== INFORMATION PROVIDED ==
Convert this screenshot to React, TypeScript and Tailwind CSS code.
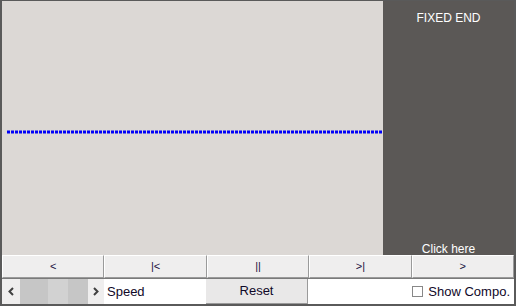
import React from 'react';

const font = { fontFamily: '"Liberation Sans", Arial, sans-serif' };

const NavButton: React.FC<{ label: string }> = ({ label }) => (
    <button className="flex items-center justify-center bg-[#efeeee] border-t border-l border-t-white border-l-white border-r border-b border-r-[#9a9a9a] border-b-[#9a9a9a] text-[11px] text-[#1a1040] leading-none">
        {label}
    </button>
);

const App: React.FC = () => {
    return (
        <div className="w-[516px] h-[306px] bg-[#5a5a5a] pl-[2px] pt-px pr-[2px] pb-[2px]" style={font}>
            <div className="flex flex-col h-full">
                {/* simulation area */}
                <div className="flex h-[254px]">
                    <div className="w-[381px] h-full bg-[#dcd8d5] relative">
                        <svg width="381" height="6" className="absolute left-0 top-[128px]">
                            <line x1="5" y1="3" x2="381" y2="3" stroke="#0000f8" strokeWidth="3" strokeDasharray="3 1" />
                        </svg>
                    </div>
                    <div className="flex-1 bg-[#5b5856] flex flex-col items-center justify-between pt-[10px] text-white text-[12px] leading-[14px]">
                        <span>FIXED END</span>
                        <span className="mb-[-1px]">Click here</span>
                    </div>
                </div>
                {/* transport buttons */}
                <div className="grid grid-cols-5 h-[23px] bg-[#efeeee]">
                    <NavButton label="<" />
                    <NavButton label="|<" />
                    <NavButton label="||" />
                    <NavButton label=">|" />
                    <NavButton label=">" />
                </div>
                {/* bottom controls */}
                <div className="flex flex-1 border-t border-[#7a7a7a] bg-white">
                    <div className="w-[102px] flex bg-[#efeeee]">
                        <div className="w-[18px] flex items-center justify-center">
                            <svg width="6" height="9" viewBox="0 0 6 9">
                                <path d="M5 1 L1.5 4.5 L5 8" fill="none" stroke="#404040" strokeWidth="2" />
                            </svg>
                        </div>
                        <div className="w-[68px] flex bg-[#c6c6c6]">
                            <div className="w-[28px]" />
                            <div className="w-[20px] bg-[#d2d2d2]" />
                        </div>
                        <div className="flex-1 flex items-center justify-center">
                            <svg width="6" height="9" viewBox="0 0 6 9">
                                <path d="M1 1 L4.5 4.5 L1 8" fill="none" stroke="#404040" strokeWidth="2" />
                            </svg>
                        </div>
                    </div>
                    <div className="w-[102px] flex items-center pl-[3px] text-[13px] text-[#100828]">Speed</div>
                    <button className="w-[102px] flex items-center justify-center bg-[#e9e8e8] border-r border-b border-r-[#9a9a9a] border-b-[#9a9a9a] text-[13px] text-[#100828]">
                        Reset
                    </button>
                    <div className="flex-1 flex items-center justify-end pr-[4px] text-[13px] text-[#100828]">
                        <span className="w-[11px] h-[11px] border border-[#888] bg-white mr-[5px]" />
                        <span>Show Compo.</span>
                    </div>
                </div>
            </div>
        </div>
    );
};

export default App;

== WHAT IS ASKED ==
From the data above, show each line that contains "React".

== PROBLEM SOLUTION ==
Convert this screenshot to React, TypeScript and Tailwind CSS code.
import React from 'react';
const NavButton: React.FC<{ label: string }> = ({ label }) => (
const App: React.FC = () => {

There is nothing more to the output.